**CHALLENGE:** Starting at the first line of the data, print each line verbatim up to and including the line bearing "import React from 'react';", omitting pictures.
[start]
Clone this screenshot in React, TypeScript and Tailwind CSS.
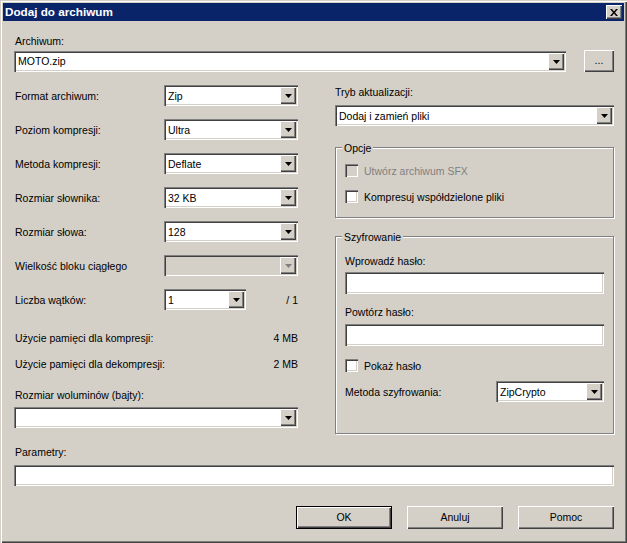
import React from 'react';

const sunken = 'bg-white shadow-[inset_1px_1px_0_#808080,inset_2px_2px_0_#404040,inset_-1px_-1px_0_#ffffff,inset_-2px_-2px_0_#d4d0c8]';
const raised = 'bg-[#d4d0c8] shadow-[inset_1px_1px_0_#ffffff,inset_-1px_-1px_0_#404040,inset_-2px_-2px_0_#808080]';
const label = 'h-[14px] leading-[14px] whitespace-nowrap';

const Arrow: React.FC<{ disabled?: boolean }> = ({ disabled }) => (
  <svg width="7" height="4" viewBox="0 0 7 4" className="block">
    <polygon points="0,0 7,0 3.5,4" fill={disabled ? '#808080' : '#000000'} />
  </svg>
);

const Combo: React.FC<{ value?: string; className: string; disabled?: boolean; flush?: boolean }> = ({ value, className, disabled, flush }) => (
  <div className={`${className} shrink-0 h-[21px] flex items-center justify-between pl-[4px] pr-[2px] ${disabled ? 'bg-[#d4d0c8] shadow-[inset_1px_1px_0_#808080,inset_2px_2px_0_#404040,inset_-1px_-1px_0_#ffffff,inset_-2px_-2px_0_#d4d0c8]' : sunken}`}>
    <span className={`whitespace-nowrap ${flush ? '' : 'pt-[2px]'}`}>{value}</span>
    <div className={`${raised} w-[16px] h-[17px] flex items-center justify-center`}>
      <Arrow disabled={disabled} />
    </div>
  </div>
);

const Row: React.FC<{ text: string; children: React.ReactNode }> = ({ text, children }) => (
  <div className="flex items-center h-[21px] pl-px">
    <span className="w-[149px] shrink-0 whitespace-nowrap pt-[2px]">{text}</span>
    {children}
  </div>
);

const Check: React.FC<{ text: string; disabled?: boolean }> = ({ text, disabled }) => (
  <div className={`flex items-center gap-[6px] h-[13px] ${disabled ? 'text-[#808080]' : ''}`}>
    <div className={`w-[13px] h-[13px] shrink-0 ${disabled ? 'bg-[#d4d0c8]' : 'bg-white'} shadow-[inset_1px_1px_0_#808080,inset_2px_2px_0_#404040,inset_-1px_-1px_0_#ffffff,inset_-2px_-2px_0_#d4d0c8]`} />
    <span className="whitespace-nowrap pt-[2px]">{text}</span>
  </div>
);

const Group: React.FC<{ title: string; className: string; children: React.ReactNode }> = ({ title, className, children }) => (
  <div className={`relative border border-[#808080] shadow-[inset_1px_1px_0_#ffffff,1px_1px_0_#ffffff] px-[9px] ${className}`}>
    <span className="absolute left-[6px] -top-[7px] h-[14px] leading-[14px] px-[2px] bg-[#d4d0c8]">{title}</span>
    {children}
  </div>
);

const Btn: React.FC<{ text: string; isDefault?: boolean }> = ({ text, isDefault }) => (
  <button className={`w-[96px] h-[23px] flex items-center justify-center ${raised} ${isDefault ? 'outline outline-1 -outline-offset-1 outline-black shadow-[inset_2px_2px_0_#ffffff,inset_-2px_-2px_0_#404040,inset_-3px_-3px_0_#808080]' : ''}`}>
    <span className="pt-px">{text}</span>
  </button>
);

export default function App() {
  return (
    <div className="w-[627px] h-[543px] bg-[#d4d0c8] text-black text-[10.5px] font-['Liberation_Sans',sans-serif] p-[3px] shadow-[inset_1px_1px_0_#d4d0c8,inset_2px_2px_0_#ffffff,inset_-1px_-1px_0_#404040,inset_-2px_-2px_0_#808080] overflow-hidden">
      {/* title bar */}
      <div className="h-[18px] bg-[#0a246a] flex items-center justify-between pl-[2px] pr-[2px]">
        <span className="text-white font-bold text-[11.7px]">Dodaj do archiwum</span>
        <div className={`${raised} w-[16px] h-[14px] flex items-center justify-center`}>
          <svg width="8" height="7" viewBox="0 0 8 7" className="block">
            <path d="M0 0 L2 0 L4 2.5 L6 0 L8 0 L5 3.5 L8 7 L6 7 L4 4.5 L2 7 L0 7 L3 3.5 Z" fill="#000000" />
          </svg>
        </div>
      </div>

      <div className="ml-[11px] w-[600px] flex flex-col">
        <div className={`${label} mt-[13px] pl-px`}>Archiwum:</div>
        <div className="flex items-start justify-between mt-[2px]">
          <Combo value="MOTO.zip" className="w-[552px] mt-px" flush />
          <button className={`${raised} w-[30px] h-[22px] flex items-center justify-center`}>...</button>
        </div>

        <div className="grid grid-cols-[284px_279px] gap-x-[37px] mt-[13px]">
          {/* left column */}
          <div className="flex flex-col">
            <div className="flex flex-col gap-[13px]">
              <Row text="Format archiwum:"><Combo value="Zip" className="w-[134px]" /></Row>
              <Row text="Poziom kompresji:"><Combo value="Ultra" className="w-[134px]" /></Row>
              <Row text="Metoda kompresji:"><Combo value="Deflate" className="w-[134px]" /></Row>
              <Row text="Rozmiar słownika:"><Combo value="32 KB" className="w-[134px]" /></Row>
              <Row text="Rozmiar słowa:"><Combo value="128" className="w-[134px]" /></Row>
              <Row text="Wielkość bloku ciągłego"><Combo className="w-[134px]" disabled /></Row>
              <Row text="Liczba wątków:">
                <Combo value="1" className="w-[82px]" />
                <span className="ml-auto pt-[2px]">/ 1</span>
              </Row>
            </div>
            <div className={`${label} mt-[21px] pl-px flex justify-between`}>
              <span>Użycie pamięci dla kompresji:</span>
              <span>4 MB</span>
            </div>
            <div className={`${label} mt-[12px] pl-px flex justify-between`}>
              <span>Użycie pamięci dla dekompresji:</span>
              <span>2 MB</span>
            </div>
            <div className={`${label} mt-[17px] pl-px`}>Rozmiar woluminów (bajty):</div>
            <Combo className="w-[284px] mt-[5px]" />
          </div>

          {/* right column */}
          <div className="flex flex-col">
            <div className={label}>Tryb aktualizacji:</div>
            <Combo value="Dodaj i zamień pliki" className="w-[279px] mt-[6px]" />
            <Group title="Opcje" className="h-[71px] mt-[21px] pt-[16px]">
              <Check text="Utwórz archiwum SFX" disabled />
              <div className="mt-[13px]"><Check text="Kompresuj współdzielone pliki" /></div>
            </Group>
            <Group title="Szyfrowanie" className="h-[198px] mt-[18px] pt-[17px]">
              <div className={label}>Wprowadź hasło:</div>
              <div className={`${sunken} h-[22px] mt-[4px]`} />
              <div className={`${label} mt-[11px]`}>Powtórz hasło:</div>
              <div className={`${sunken} h-[22px] mt-[5px]`} />
              <div className="mt-[13px]"><Check text="Pokaż hasło" /></div>
              <div className="flex items-center justify-between mt-[9px]">
                <span className="pt-[2px]">Metoda szyfrowania:</span>
                <Combo value="ZipCrypto" className="w-[108px]" />
              </div>
            </Group>
          </div>
        </div>

        <div className={`${label} mt-[11px] pl-px`}>Parametry:</div>
        <div className={`${sunken} h-[21px] mt-[6px]`} />

        <div className="flex justify-end gap-[15px] mt-[20px]">
          <Btn text="OK" isDefault />
          <Btn text="Anuluj" />
          <Btn text="Pomoc" />
        </div>
      </div>
    </div>
  );
}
[end]
**EXPECTED ANSWER:**
Clone this screenshot in React, TypeScript and Tailwind CSS.
import React from 'react';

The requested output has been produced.